Meskipun Lamu telah kehilangan masa lalunya yang semarak, kebudayaan tradisional Afrika pra-abad ke-20 masih berkembang di sini. Di bawah hangatnya sinar matahari tropis, kehidupan berlangsung sebagaimana abad yang sudah-sudah. Di sini, siapa pun dapat melihat masa lalu dan masa kini bersamaan. Memang, Lamu yang unik selamat dari masa silam, sebuah pulau yang tak lekang ditelan waktu.
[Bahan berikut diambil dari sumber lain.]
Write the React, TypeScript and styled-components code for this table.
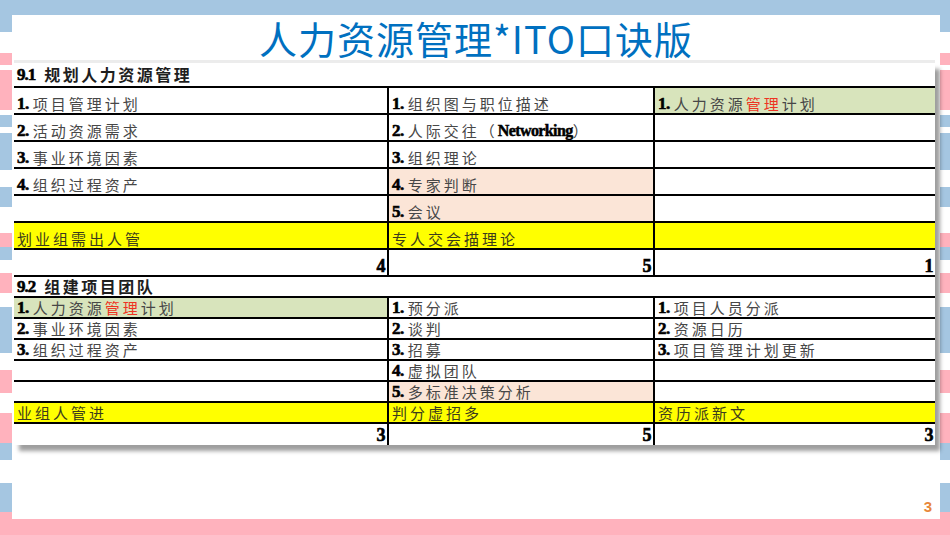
import React from 'react';
import styled, { createGlobalStyle } from 'styled-components';

const GlobalStyle = createGlobalStyle`
  html, body {
    margin: 0;
    padding: 0;
  }
  body {
    font-family: 'Noto Sans CJK SC', sans-serif;
  }
`;

const BLUE = '#a5c6e1';
const PINK = '#ffb2bd';
const WHITE = '#ffffff';

// horizontal bands of the slide background: [colour, from, to]
const bands: [string, number, number][] = [
  [BLUE, 0, 32], [WHITE, 32, 53], [PINK, 53, 65], [WHITE, 65, 70],
  [PINK, 70, 110], [WHITE, 110, 115], [BLUE, 115, 127], [WHITE, 127, 133],
  [BLUE, 133, 170], [WHITE, 170, 187], [BLUE, 187, 207], [WHITE, 207, 233],
  [PINK, 233, 247], [BLUE, 247, 260], [WHITE, 260, 273], [PINK, 273, 293],
  [WHITE, 293, 307], [BLUE, 307, 353], [WHITE, 353, 370], [PINK, 370, 393],
  [WHITE, 393, 413], [PINK, 413, 443], [BLUE, 443, 460], [WHITE, 460, 483],
  [BLUE, 483, 512], [PINK, 512, 535],
];
const stripes = `linear-gradient(to bottom, ${bands
  .map(([c, a, b]) => `${c} ${a}px, ${c} ${b}px`)
  .join(', ')})`;

const Page = styled.div`
  width: 950px;
  height: 535px;
  box-sizing: border-box;
  padding: 15px 10px 16px 12px;
  background: ${stripes};
  display: flex;
`;

const Card = styled.div`
  flex: 1;
  background: #fff;
  display: flex;
  flex-direction: column;
`;

const Title = styled.h1`
  margin: 0;
  height: 45px;
  padding-top: 1px;
  box-sizing: border-box;
  line-height: 44px;
  text-align: center;
  font-size: 38px;
  font-weight: 400;
  letter-spacing: 1px;
  color: #0070c0;
`;

const Divider = styled.div`
  height: 3px;
  margin-left: 2px;
  width: 921px;
  background: #ececec;
`;

const Sheet = styled.div`
  margin-left: 2px;
  width: 921px;
  background: #fff;
  box-shadow: 5px 6px 4px rgba(0, 0, 0, 0.38);
`;

const SectionTitle = styled.div<{ $h: number }>`
  height: ${(p) => p.$h}px;
  box-sizing: border-box;
  border-bottom: 2px solid #000;
  display: flex;
  align-items: center;
  padding: 0 0 0 3px;
  font-size: 16px;
  line-height: 19px;
  font-weight: 700;
  letter-spacing: 2.5px;
  color: #1e1e1e;
`;

const Row = styled.div<{ $h: number; $last?: boolean }>`
  display: grid;
  grid-template-columns: 375px 266px 280px;
  height: ${(p) => p.$h}px;
  box-sizing: border-box;
  border-bottom: ${(p) => (p.$last ? 'none' : '2px solid #000')};
`;

type Tone = 'green' | 'peach' | 'yellow';
const toneBg: Record<Tone, string> = {
  green: '#d8e4bc',
  peach: '#fbe5d7',
  yellow: '#ffff00',
};

const Cell = styled.div<{ $tone?: Tone; $right?: boolean; $low?: boolean }>`
  display: flex;
  align-items: ${(p) => (p.$low ? 'flex-end' : 'center')};
  justify-content: ${(p) => (p.$right ? 'flex-end' : 'flex-start')};
  padding: 0 2px 0 3px;
  white-space: nowrap;
  background: ${(p) => (p.$tone ? toneBg[p.$tone] : '#fff')};
  border-right: 2px solid #000;
  font-size: 15px;
  line-height: 18px;
  letter-spacing: 3px;
  color: ${(p) => (p.$tone === 'yellow' ? '#3c3c1c' : '#474747')};

  &:last-child {
    border-right: none;
  }
`;

const Num = styled.span`
  font-family: 'Liberation Serif', serif;
  font-weight: 700;
  font-size: 17px;
  letter-spacing: -0.5px;
  color: #000;
  -webkit-text-stroke: 0.6px #000;
  margin-right: 4px;
`;

const Total = styled(Num)`
  margin-right: 0;
  font-size: 18px;
`;

const SecNo = styled(Num)`
  margin-right: 9px;
  letter-spacing: -1px;
`;

const Latin = styled.span`
  font-family: 'Liberation Serif', serif;
  font-weight: 700;
  font-size: 16px;
  letter-spacing: -0.6px;
  color: #000;
  -webkit-text-stroke: 0.5px #000;
`;

const Red = styled.span`
  color: #ee3322;
`;

const PageNo = styled.div`
  margin-top: auto;
  align-self: flex-end;
  margin-right: 8px;
  margin-bottom: 4px;
  font-family: 'Liberation Sans', sans-serif;
  font-size: 15px;
  font-weight: 700;
  color: #e8873a;
`;

type Item = { n?: number; t?: React.ReactNode; tone?: Tone };

type Section = {
  no: string;
  name: string;
  headH: number;
  rowH: number;
  low: boolean;
  items: Item[][];
  keys: string[];
  totals: number[];
  last?: boolean;
};

const plan = (
  <>
    人力资源<Red>管理</Red>计划
  </>
);

const sections: Section[] = [
  {
    no: '9.1',
    name: '规划人力资源管理',
    headH: 25,
    rowH: 27,
    low: true,
    items: [
      [{ n: 1, t: '项目管理计划' }, { n: 1, t: '组织图与职位描述' }, { n: 1, t: plan, tone: 'green' }],
      [{ n: 2, t: '活动资源需求' }, { n: 2, t: <>人际交往（<Latin>Networking</Latin>）</> }, {}],
      [{ n: 3, t: '事业环境因素' }, { n: 3, t: '组织理论' }, {}],
      [{ n: 4, t: '组织过程资产' }, { n: 4, t: '专家判断', tone: 'peach' }, {}],
      [{}, { n: 5, t: '会议', tone: 'peach' }, {}],
    ],
    keys: ['划业组需出人管', '专人交会描理论', ''],
    totals: [4, 5, 1],
  },
  {
    no: '9.2',
    name: '组建项目团队',
    headH: 21,
    rowH: 21,
    low: false,
    items: [
      [{ n: 1, t: plan, tone: 'green' }, { n: 1, t: '预分派' }, { n: 1, t: '项目人员分派' }],
      [{ n: 2, t: '事业环境因素' }, { n: 2, t: '谈判' }, { n: 2, t: '资源日历' }],
      [{ n: 3, t: '组织过程资产' }, { n: 3, t: '招募' }, { n: 3, t: '项目管理计划更新' }],
      [{}, { n: 4, t: '虚拟团队' }, {}],
      [{}, { n: 5, t: '多标准决策分析', tone: 'peach' }, {}],
    ],
    keys: ['业组人管进', '判分虚招多', '资历派新文'],
    totals: [3, 5, 3],
    last: true,
  },
];

const SectionBlock = ({ s }: { s: Section }) => (
  <>
    <SectionTitle $h={s.headH}>
      <SecNo>{s.no}</SecNo>
      {s.name}
    </SectionTitle>
    {s.items.map((row, i) => (
      <Row key={i} $h={s.rowH}>
        {row.map((c, j) => (
          <Cell key={j} $tone={c.tone} $low={s.low}>
            {c.n ? <Num>{c.n}.</Num> : null}
            {c.t}
          </Cell>
        ))}
      </Row>
    ))}
    <Row $h={s.rowH}>
      {s.keys.map((k, j) => (
        <Cell key={j} $tone="yellow" $low={s.low}>
          {k}
        </Cell>
      ))}
    </Row>
    <Row $h={s.rowH} $last={s.last}>
      {s.totals.map((n, j) => (
        <Cell key={j} $right $low={s.low}>
          <Total>{n}</Total>
        </Cell>
      ))}
    </Row>
  </>
);

const App = () => (
  <>
    <GlobalStyle />
    <Page>
      <Card>
        <Title>人力资源管理*ITO口诀版</Title>
        <Divider />
        <Sheet>
          {sections.map((s) => (
            <SectionBlock key={s.no} s={s} />
          ))}
        </Sheet>
        <PageNo>3</PageNo>
      </Card>
    </Page>
  </>
);

export default App;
[Kotak/Gambar di hlm. 16, 17]

Kunjungan Kami ke Lamu

Belum lama ini, beberapa dari kami berkunjung ke Lamu, tetapi bukan untuk membeli atau menjual barang. Kami pergi mengunjungi saudara-saudari Kristen kami, sesama rekan Saksi-Saksi Yehuwa. Pesawat udara kami yang ringan terbang di atas garis pantai utara Kenya yang tidak rata. Jauh di bawah, ombak lembut bergulung-gulung di sepanjang pesisir pantai hutan tropis hijau yang subur yang dibatasi dengan pasir putih. Kemudian, tiba-tiba, kami melihat Kepulauan Lamu berkilau laksana permata di laut berwarna biru kehijauan. Seperti elang Afrika yang besar, kami mengitari pulau-pulau dan menukik dari langit, mendarat di landasan udara kecil di daratan utamanya. Kami turun, berjalan ke tepi perairan, dan naik perahu kayu menuju Lamu.
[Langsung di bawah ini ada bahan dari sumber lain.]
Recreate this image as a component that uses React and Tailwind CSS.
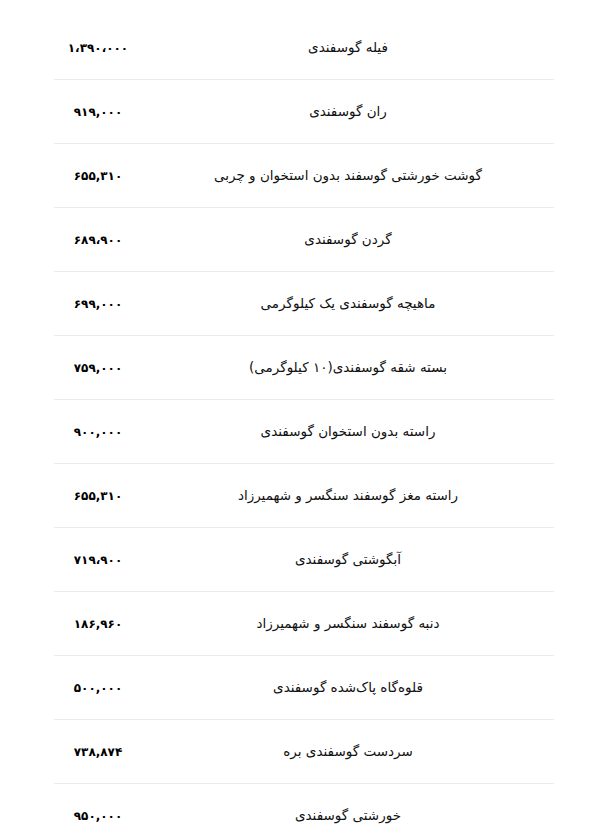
import React from 'react';

const rows = [
  ['فیله گوسفندی', '۱،۳۹۰،۰۰۰'],
  ['ران گوسفندی', '۹۱۹,۰۰۰'],
  ['گوشت خورشتی گوسفند بدون استخوان و چربی', '۶۵۵,۳۱۰'],
  ['گردن گوسفندی', '۶۸۹،۹۰۰'],
  ['ماهیچه گوسفندی یک کیلوگرمی', '۶۹۹,۰۰۰'],
  ['بسته شقه گوسفندی(۱۰ کیلوگرمی)', '۷۵۹,۰۰۰'],
  ['راسته بدون استخوان گوسفندی', '۹۰۰,۰۰۰'],
  ['راسته مغز گوسفند سنگسر و شهمیرزاد', '۶۵۵,۳۱۰'],
  ['آبگوشتی گوسفندی', '۷۱۹،۹۰۰'],
  ['دنبه گوسفند سنگسر و شهمیرزاد', '۱۸۶,۹۶۰'],
  ['قلوه‌گاه پاک‌شده گوسفندی', '۵۰۰,۰۰۰'],
  ['سردست گوسفندی بره', '۷۳۸,۸۷۴'],
  ['خورشتی گوسفندی', '۹۵۰,۰۰۰'],
];

function PriceTable() {
  return (
    <div className="bg-white min-h-screen pt-4 pl-[54px] font-['DejaVu_Sans',sans-serif] text-black">
      <div className="w-[500px]">
        {rows.map(([name, price], i) => (
          <div key={i} className="flex h-16 items-center border-b border-[#ebebeb]">
            <div className="w-[88px] text-center text-[12px] font-bold" dir="rtl">{price}</div>
            <div className="flex-1 text-center text-[13.5px] text-[#111]" dir="rtl">{name}</div>
          </div>
        ))}
      </div>
    </div>
  );
}

export default function App() {
  return <PriceTable />;
}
Hari itu indah dan cerah, angin laut pun hangat dan segar. Seraya kami mendekati pulau, kami mendapati dermaganya dipadati orang. Pria-pria kuat memanggul beban dari kapal, dan para wanita mengusung barang-barang di atas kepala mereka dengan seimbang dan sedap dipandang. Sambil membawa barang-barang, kami menerobos kepadatan dan berdiri di bawah naungan pohon palem. Beberapa menit kemudian, saudara-saudara Kristen kami melihat kami, dan kami disambut dengan hangat di rumah pulau mereka.

Keesokan paginya, kami bangun sebelum matahari terbit untuk bertemu dengan saudara-saudari di tepi laut. Perjalanan untuk menghadiri perhimpunan sidang cukup jauh dan akan memakan waktu beberapa jam. Kami telah siap dengan air minum, topi bertepi lebar, dan sepatu yang nyaman untuk berjalan. Dengan cahaya fajar dari belakang, kami memulai perjalanan menuju daratan utama, tempat diadakannya perhimpunan.
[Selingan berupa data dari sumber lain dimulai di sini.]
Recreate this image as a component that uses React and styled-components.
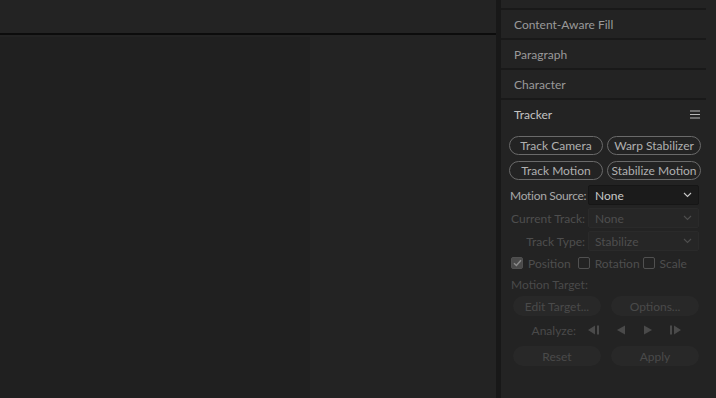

Saudara-saudara menggunakan kesempatan untuk memberi kesaksian di kapal, dan pada waktu kami berlabuh, kami telah menikmati sejumlah pembahasan Alkitab dan menempatkan beberapa majalah. Jalan tandus yang menyambut kami panas dan berdebu. Sewaktu memasuki semak-semak yang tak berpenghuni, kami dinasihati agar waspada terhadap binatang liar, termasuk gajah yang kadang-kadang menyeberang jalan. Saudara-saudara bersukacita dan riang seraya kami berjalan menuju tempat tujuan.

Tak lama kemudian, kami tiba di sebuah desa kecil tempat kami bertemu saudara-saudara lain di sidang, yang telah menempuh perjalanan dari tempat yang jauh. Karena jauhnya jarak, empat corak perhimpunan sidang diadakan sekaligus pada hari itu.

Perhimpunan diadakan di sebuah sekolah kecil terbuat dari batu yang ditata serampangan, tanpa jendela atau pintu yang sudah jadi. Di dalam sebuah ruang kelas, 15 orang duduk di bangku kayu yang sempit dan menikmati acara bagus berdasarkan Alkitab, yang menganjurkan dan instruktif. Tampaknya tidak ada yang keberatan dengan panas yang menyengat dari atap seng di atas kepala kami. Semua gembira bisa berkumpul. Setelah empat jam berhimpun, kami berpamitan dan semua orang pulang ke arah yang berbeda. Sekembalinya kami di Lamu, sang surya berwarna keemasan mulai terbenam.

Petang itu, dalam kesejukan malam, kami menikmati hidangan sederhana bersama keluarga Saksi yang tinggal di Lamu. Pada hari-hari berikutnya, kami menyusuri jalan-jalan sempit yang berangin bersama mereka untuk mengabar, mencari orang-orang yang lapar akan kebenaran Alkitab. Gairah dan keberanian saudara-saudari yang sedikit jumlahnya ini menggugah semangat kami.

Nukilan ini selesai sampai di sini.